** Start of EXTRACTED MATERIAL **
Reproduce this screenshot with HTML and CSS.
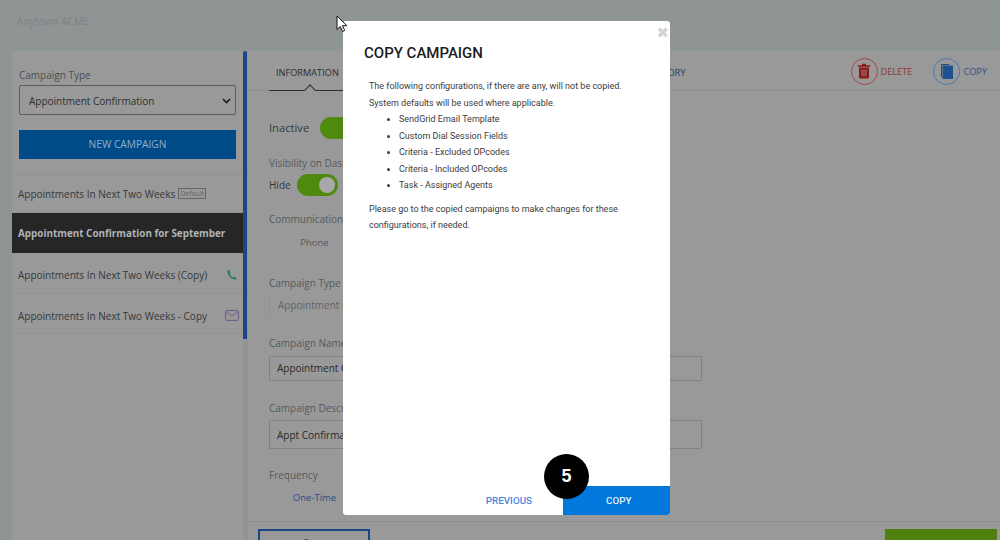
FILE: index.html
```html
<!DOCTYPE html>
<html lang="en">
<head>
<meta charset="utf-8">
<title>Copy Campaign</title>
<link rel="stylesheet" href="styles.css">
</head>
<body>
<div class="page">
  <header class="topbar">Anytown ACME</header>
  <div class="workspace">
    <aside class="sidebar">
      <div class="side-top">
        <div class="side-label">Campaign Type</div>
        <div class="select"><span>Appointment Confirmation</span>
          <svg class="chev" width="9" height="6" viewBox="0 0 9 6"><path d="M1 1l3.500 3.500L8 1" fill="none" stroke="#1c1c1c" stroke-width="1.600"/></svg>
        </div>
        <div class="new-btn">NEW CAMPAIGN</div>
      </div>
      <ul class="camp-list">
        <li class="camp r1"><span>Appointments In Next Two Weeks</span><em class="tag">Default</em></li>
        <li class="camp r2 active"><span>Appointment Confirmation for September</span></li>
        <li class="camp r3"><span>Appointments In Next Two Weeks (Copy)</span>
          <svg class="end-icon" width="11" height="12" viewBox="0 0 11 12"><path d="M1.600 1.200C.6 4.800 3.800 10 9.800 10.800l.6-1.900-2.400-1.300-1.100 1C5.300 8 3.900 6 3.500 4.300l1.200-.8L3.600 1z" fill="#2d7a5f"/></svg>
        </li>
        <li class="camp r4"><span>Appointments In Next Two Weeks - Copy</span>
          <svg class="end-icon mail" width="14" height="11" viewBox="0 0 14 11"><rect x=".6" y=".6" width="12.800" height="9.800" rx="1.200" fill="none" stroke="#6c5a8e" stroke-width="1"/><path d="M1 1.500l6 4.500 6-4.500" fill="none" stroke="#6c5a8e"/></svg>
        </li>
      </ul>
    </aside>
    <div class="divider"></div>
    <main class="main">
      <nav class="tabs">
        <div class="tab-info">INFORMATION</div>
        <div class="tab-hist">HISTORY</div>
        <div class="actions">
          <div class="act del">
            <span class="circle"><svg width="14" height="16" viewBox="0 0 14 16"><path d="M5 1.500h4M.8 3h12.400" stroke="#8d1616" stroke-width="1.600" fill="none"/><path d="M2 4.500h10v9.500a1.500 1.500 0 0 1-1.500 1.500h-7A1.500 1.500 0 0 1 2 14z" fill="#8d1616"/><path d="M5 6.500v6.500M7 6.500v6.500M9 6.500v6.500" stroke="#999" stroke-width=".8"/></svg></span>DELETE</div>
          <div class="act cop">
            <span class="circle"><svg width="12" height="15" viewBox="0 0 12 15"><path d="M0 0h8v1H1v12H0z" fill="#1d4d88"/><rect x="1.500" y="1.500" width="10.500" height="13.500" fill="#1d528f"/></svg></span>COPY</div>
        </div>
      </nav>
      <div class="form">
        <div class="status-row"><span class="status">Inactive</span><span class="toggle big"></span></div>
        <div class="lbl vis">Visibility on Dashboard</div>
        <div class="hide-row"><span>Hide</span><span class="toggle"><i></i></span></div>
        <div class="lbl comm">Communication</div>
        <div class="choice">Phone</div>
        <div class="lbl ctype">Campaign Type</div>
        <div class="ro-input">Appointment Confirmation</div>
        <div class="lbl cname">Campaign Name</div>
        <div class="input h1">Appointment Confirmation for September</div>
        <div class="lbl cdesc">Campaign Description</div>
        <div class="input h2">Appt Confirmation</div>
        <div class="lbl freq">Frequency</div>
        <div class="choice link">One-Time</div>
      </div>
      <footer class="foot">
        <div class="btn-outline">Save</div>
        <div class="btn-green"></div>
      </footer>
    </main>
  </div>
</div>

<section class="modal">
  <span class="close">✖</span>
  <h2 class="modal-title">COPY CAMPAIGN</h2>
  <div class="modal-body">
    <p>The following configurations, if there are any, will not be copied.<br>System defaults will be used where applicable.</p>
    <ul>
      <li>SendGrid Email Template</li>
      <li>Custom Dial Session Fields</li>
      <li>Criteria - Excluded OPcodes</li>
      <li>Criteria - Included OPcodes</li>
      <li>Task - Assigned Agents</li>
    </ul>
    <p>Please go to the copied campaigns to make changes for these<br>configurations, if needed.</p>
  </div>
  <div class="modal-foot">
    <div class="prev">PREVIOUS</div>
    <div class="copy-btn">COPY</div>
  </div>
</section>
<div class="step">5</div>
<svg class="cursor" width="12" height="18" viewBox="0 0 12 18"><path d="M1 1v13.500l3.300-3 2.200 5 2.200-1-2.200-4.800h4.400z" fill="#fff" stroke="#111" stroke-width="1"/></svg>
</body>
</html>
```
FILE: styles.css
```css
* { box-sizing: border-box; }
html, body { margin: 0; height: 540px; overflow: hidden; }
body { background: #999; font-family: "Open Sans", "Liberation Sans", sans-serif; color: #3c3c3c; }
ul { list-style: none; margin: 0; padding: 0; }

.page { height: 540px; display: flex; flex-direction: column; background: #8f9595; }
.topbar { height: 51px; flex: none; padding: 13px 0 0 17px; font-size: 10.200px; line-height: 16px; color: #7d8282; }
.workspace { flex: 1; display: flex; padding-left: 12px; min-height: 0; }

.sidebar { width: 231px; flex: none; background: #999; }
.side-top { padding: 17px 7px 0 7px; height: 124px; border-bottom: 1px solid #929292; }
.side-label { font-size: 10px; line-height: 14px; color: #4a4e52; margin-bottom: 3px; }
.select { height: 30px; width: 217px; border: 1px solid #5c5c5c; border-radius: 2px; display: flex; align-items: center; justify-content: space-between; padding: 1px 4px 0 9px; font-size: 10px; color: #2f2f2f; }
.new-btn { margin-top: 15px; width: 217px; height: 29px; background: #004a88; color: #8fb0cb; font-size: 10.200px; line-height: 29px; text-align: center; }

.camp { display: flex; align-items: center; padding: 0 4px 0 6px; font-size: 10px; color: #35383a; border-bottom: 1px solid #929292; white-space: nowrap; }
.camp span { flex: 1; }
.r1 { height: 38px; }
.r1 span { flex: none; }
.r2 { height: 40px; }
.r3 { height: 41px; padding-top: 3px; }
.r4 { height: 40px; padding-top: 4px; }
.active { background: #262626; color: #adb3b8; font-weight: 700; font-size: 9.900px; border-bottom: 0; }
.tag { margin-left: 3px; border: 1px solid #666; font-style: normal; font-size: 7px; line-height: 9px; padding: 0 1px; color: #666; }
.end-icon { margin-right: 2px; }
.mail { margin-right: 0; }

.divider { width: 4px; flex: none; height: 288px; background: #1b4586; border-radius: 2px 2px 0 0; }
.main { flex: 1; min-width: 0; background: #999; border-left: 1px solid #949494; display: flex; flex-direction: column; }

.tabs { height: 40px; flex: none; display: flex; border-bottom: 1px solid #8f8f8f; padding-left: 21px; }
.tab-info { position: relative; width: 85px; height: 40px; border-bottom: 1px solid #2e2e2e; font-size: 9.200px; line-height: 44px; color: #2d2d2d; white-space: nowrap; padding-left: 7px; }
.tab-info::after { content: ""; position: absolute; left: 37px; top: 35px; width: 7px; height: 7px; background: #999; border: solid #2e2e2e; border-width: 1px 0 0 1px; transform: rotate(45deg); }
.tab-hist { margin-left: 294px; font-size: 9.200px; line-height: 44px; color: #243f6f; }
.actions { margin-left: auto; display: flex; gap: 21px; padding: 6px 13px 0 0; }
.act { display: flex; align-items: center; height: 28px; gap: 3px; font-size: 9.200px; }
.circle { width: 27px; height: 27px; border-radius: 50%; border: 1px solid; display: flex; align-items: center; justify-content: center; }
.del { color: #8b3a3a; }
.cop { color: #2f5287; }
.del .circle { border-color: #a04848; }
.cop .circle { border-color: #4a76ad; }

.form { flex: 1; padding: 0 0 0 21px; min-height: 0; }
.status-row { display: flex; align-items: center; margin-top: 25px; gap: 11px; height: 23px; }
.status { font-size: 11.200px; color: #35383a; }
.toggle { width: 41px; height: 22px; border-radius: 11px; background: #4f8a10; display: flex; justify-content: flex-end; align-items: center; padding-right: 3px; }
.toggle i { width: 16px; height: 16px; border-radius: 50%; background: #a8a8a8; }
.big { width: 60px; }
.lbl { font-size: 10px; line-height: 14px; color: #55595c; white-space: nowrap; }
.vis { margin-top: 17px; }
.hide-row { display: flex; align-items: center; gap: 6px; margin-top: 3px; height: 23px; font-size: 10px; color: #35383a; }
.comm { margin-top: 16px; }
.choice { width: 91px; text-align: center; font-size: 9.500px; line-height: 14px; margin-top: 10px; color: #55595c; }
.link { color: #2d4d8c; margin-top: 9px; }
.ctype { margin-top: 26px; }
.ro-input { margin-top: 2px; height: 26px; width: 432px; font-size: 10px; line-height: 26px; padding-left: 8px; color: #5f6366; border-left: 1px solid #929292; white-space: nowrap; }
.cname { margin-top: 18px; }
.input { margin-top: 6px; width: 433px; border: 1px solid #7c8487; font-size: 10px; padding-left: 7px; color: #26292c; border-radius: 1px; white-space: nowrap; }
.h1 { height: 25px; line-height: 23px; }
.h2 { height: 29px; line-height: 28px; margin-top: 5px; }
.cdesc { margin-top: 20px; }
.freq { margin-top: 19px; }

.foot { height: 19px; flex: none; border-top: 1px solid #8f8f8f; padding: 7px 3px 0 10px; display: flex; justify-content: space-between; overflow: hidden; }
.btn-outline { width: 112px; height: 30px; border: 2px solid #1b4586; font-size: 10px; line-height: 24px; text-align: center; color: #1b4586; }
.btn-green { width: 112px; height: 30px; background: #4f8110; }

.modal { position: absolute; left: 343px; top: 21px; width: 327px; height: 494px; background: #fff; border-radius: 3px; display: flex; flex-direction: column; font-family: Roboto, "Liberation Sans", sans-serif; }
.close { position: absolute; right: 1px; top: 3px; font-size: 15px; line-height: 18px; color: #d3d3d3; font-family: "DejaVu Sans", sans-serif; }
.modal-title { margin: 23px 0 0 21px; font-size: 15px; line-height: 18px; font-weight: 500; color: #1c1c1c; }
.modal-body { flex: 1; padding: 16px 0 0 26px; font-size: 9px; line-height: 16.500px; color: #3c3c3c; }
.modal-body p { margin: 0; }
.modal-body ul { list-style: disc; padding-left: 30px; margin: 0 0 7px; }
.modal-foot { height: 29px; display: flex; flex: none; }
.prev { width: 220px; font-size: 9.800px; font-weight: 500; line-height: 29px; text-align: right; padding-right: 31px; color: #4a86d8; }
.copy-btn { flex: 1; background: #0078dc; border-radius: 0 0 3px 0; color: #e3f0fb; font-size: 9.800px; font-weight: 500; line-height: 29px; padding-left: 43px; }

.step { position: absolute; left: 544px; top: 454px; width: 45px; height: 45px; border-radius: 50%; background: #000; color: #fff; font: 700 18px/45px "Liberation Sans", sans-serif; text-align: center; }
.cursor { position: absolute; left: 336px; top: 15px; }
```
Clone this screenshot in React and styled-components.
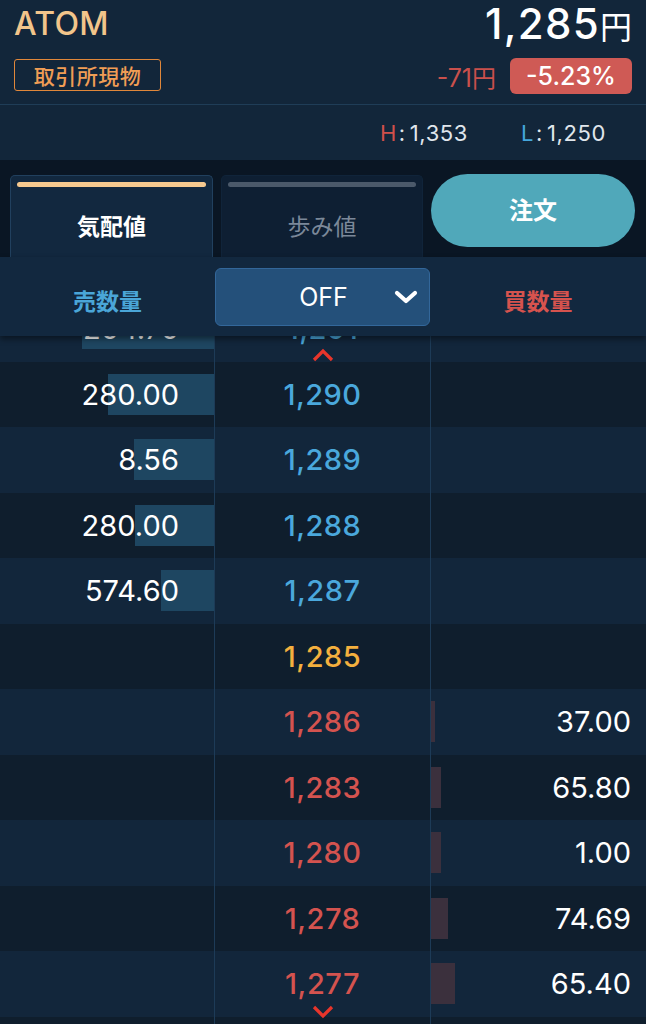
** End of EXTRACTED MATERIAL **
PROBLEM TO WORK ON
Gather up every line from the listing above in which the word "this" occurs.

TASK SOLUTION
Reproduce this screenshot with HTML and CSS.
Clone this screenshot in React and styled-components.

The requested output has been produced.